Here is a quick side by side look at how a gamified casino compares with a traditional one, so you can see where the differences actually lie.
| Feature | Gamified casino | Traditional casino |
|---|---|---|
| Progression | Levels, XP and tiers you climb over time | Little or no structured progression |
| Rewards | Missions, chests, leaderboards and virtual currency | Standard deposit bonuses and comp points |
| Engagement | High, with goals and challenges to chase | Lower, focused on individual sessions |
| Game odds | Identical, RTP is unaffected | Identical, RTP is unaffected |
| Best for | Players who enjoy goals, variety and extra value | Players who prefer simple, no nonsense play |
The bottom line is that gamified casinos are as safe and fair as any other licensed online casino. The games behave the same way, the difference is purely in how the experience is wrapped. Choose a licensed operator, enjoy the rewards as a bonus, and keep your own limits front of mind, and gamification becomes a fun addition rather than a risk. If you want to explore further, our guides to new casinos and the latest free spins offers are a good next step.

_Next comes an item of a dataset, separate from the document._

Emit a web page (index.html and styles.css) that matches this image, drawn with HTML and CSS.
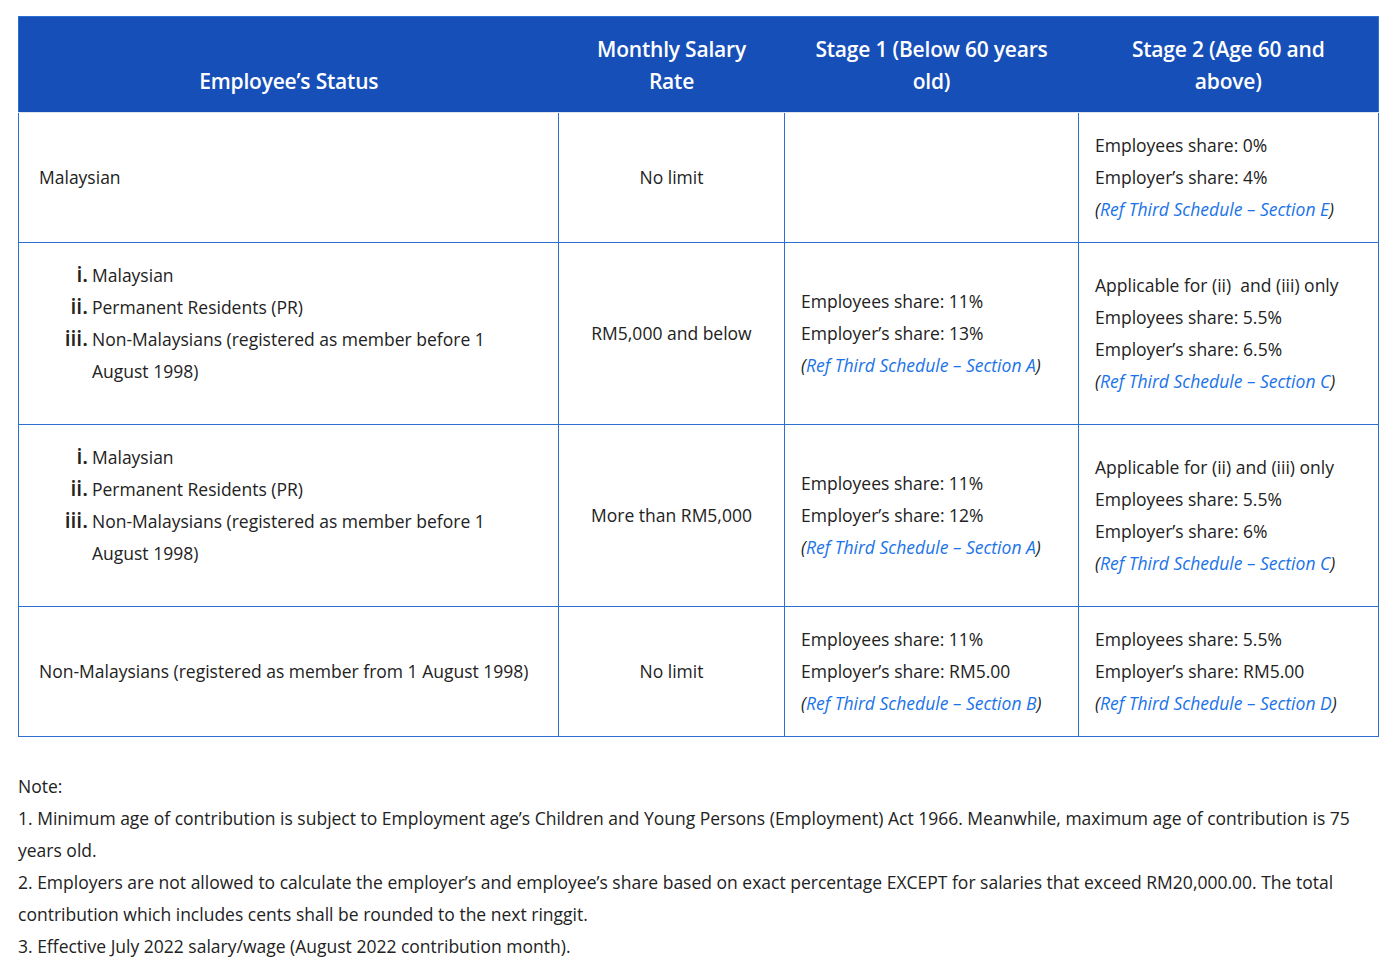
FILE: index.html
```html
<!DOCTYPE html>
<html lang="en">
<head>
<meta charset="utf-8">
<title>EPF Contribution Rates</title>
<link rel="stylesheet" href="styles.css">
</head>
<body>
<div class="page">
  <table class="rates">
    <colgroup>
      <col class="w1"><col class="w2"><col class="w3"><col class="w4">
    </colgroup>
    <thead>
      <tr>
        <th>Employee’s Status</th>
        <th>Monthly Salary Rate</th>
        <th>Stage 1 (Below 60 years old)</th>
        <th>Stage 2 (Age 60 and above)</th>
      </tr>
    </thead>
    <tbody>
      <tr>
        <td class="status">Malaysian</td>
        <td class="center">No limit</td>
        <td></td>
        <td>
          <p>Employees share: 0%</p>
          <p>Employer’s share: 4%</p>
          <p class="ref">(<a href="#">Ref Third Schedule – Section E</a>)</p>
        </td>
      </tr>
      <tr>
        <td class="status">
          <ol class="roman">
            <li>Malaysian</li>
            <li>Permanent Residents (PR)</li>
            <li>Non-Malaysians (registered as member before 1 August 1998)</li>
          </ol>
        </td>
        <td class="center">RM5,000 and below</td>
        <td>
          <p>Employees share: 11%</p>
          <p>Employer’s share: 13%</p>
          <p class="ref">(<a href="#">Ref Third Schedule – Section A</a>)</p>
        </td>
        <td>
          <p>Applicable for (ii)&nbsp; and (iii) only</p>
          <p>Employees share: 5.5%</p>
          <p>Employer’s share: 6.5%</p>
          <p class="ref">(<a href="#">Ref Third Schedule – Section C</a>)</p>
        </td>
      </tr>
      <tr>
        <td class="status">
          <ol class="roman">
            <li>Malaysian</li>
            <li>Permanent Residents (PR)</li>
            <li>Non-Malaysians (registered as member before 1 August 1998)</li>
          </ol>
        </td>
        <td class="center">More than RM5,000</td>
        <td>
          <p>Employees share: 11%</p>
          <p>Employer’s share: 12%</p>
          <p class="ref">(<a href="#">Ref Third Schedule – Section A</a>)</p>
        </td>
        <td>
          <p>Applicable for (ii) and (iii) only</p>
          <p>Employees share: 5.5%</p>
          <p>Employer’s share: 6%</p>
          <p class="ref">(<a href="#">Ref Third Schedule – Section C</a>)</p>
        </td>
      </tr>
      <tr>
        <td class="status">Non-Malaysians (registered as member from 1 August 1998)</td>
        <td class="center">No limit</td>
        <td>
          <p>Employees share: 11%</p>
          <p>Employer’s share: RM5.00</p>
          <p class="ref">(<a href="#">Ref Third Schedule – Section B</a>)</p>
        </td>
        <td>
          <p>Employees share: 5.5%</p>
          <p>Employer’s share: RM5.00</p>
          <p class="ref">(<a href="#">Ref Third Schedule – Section D</a>)</p>
        </td>
      </tr>
    </tbody>
  </table>

  <div class="notes">
    <p>Note:</p>
    <p>1. Minimum age of contribution is subject to Employment age’s Children and Young Persons (Employment) Act 1966. Meanwhile, maximum age of contribution is 75 years old.</p>
    <p>2. Employers are not allowed to calculate the employer’s and employee’s share based on exact percentage EXCEPT for salaries that exceed RM20,000.00. The total contribution which includes cents shall be rounded to the next ringgit.</p>
    <p>3. Effective July 2022 salary/wage (August 2022 contribution month).</p>
  </div>
</div>
</body>
</html>
```

FILE: styles.css
```css
html, body {
  margin: 0;
  padding: 0;
  background: #ffffff;
}

body {
  font-family: "Open Sans", "Noto Sans", sans-serif;
  color: #222222;
  font-size: 17.5px;
  line-height: 32px;
}

.page {
  padding: 16px 22px 20px 18px;
}

.rates {
  width: 1360px;
  border-collapse: collapse;
  table-layout: fixed;
  border: 1px solid #2b6fd1;
}

.w1 { width: 540px; }
.w2 { width: 226px; }
.w3 { width: 294px; }
.w4 { width: 300px; }

.rates th {
  background: #174fb8;
  color: #ffffff;
  font-size: 21px;
  font-weight: 600;
  line-height: 32px;
  letter-spacing: -0.2px;
  text-align: center;
  vertical-align: bottom;
  padding: 16px 24px 15px;
  border-bottom: 1px solid #dde4ee;
}

.rates td {
  border: 1px solid #2b6fd1;
  padding: 16px 16px 17px;
  vertical-align: middle;
  text-align: left;
}

.rates td.status {
  padding-left: 20px;
}

.rates td.center {
  text-align: center;
}

.rates p {
  margin: 0;
}

.ref {
  font-style: italic;
}

.ref a {
  color: #1a73e8;
  text-decoration: none;
}

.roman {
  list-style: none;
  counter-reset: item;
  margin: 0 0 20px 0;
  padding-left: 53px;
}

.roman li {
  counter-increment: item;
}

.roman li::before {
  content: counter(item, lower-roman) ".";
  display: inline-block;
  box-sizing: border-box;
  width: 53px;
  margin-left: -53px;
  padding-right: 4px;
  text-align: right;
  font-size: 21px;
  font-weight: 600;
  line-height: 20px;
}

.notes {
  margin-top: 33px;
}

.notes p {
  margin: 0;
}
```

Casino gamification is the practice of adding game style features such as levels, missions, leaderboards and unlockable rewards on top of normal real money casino play. It makes the experience feel more like a video game without changing how the underlying games work.
No. Gamification rewards your activity but has no effect on the random number generators that decide outcomes. A slot pays exactly the same return to player whether or not a mission or reward is attached to it.
Most gamified casinos offer experience points and levels, daily or weekly missions, leaderboards and tournaments, and a virtual currency you can spend on free spins, bonus funds or prize draws. Reward chests and prize wheels are common too.
It depends on the operator. Good gamified casinos attach real value to their missions, tiers and leaderboards, such as free spins, cashback or bonus funds. Always check what the rewards unlock and what wagering requirements apply before judging their value.
Start with a respected licence, then look at whether the reward system offers genuine value and rewards normal play. Make sure the casino also has a strong game library, fair bonus terms, reliable payments and easy to reach responsible gambling tools.
At a licensed casino, yes. The games are unaffected and player protection tools are required. Because gamification is designed to boost engagement, it is wise to set your own deposit and time limits and treat the rewards as a bonus on top of entertainment you have already budgeted for.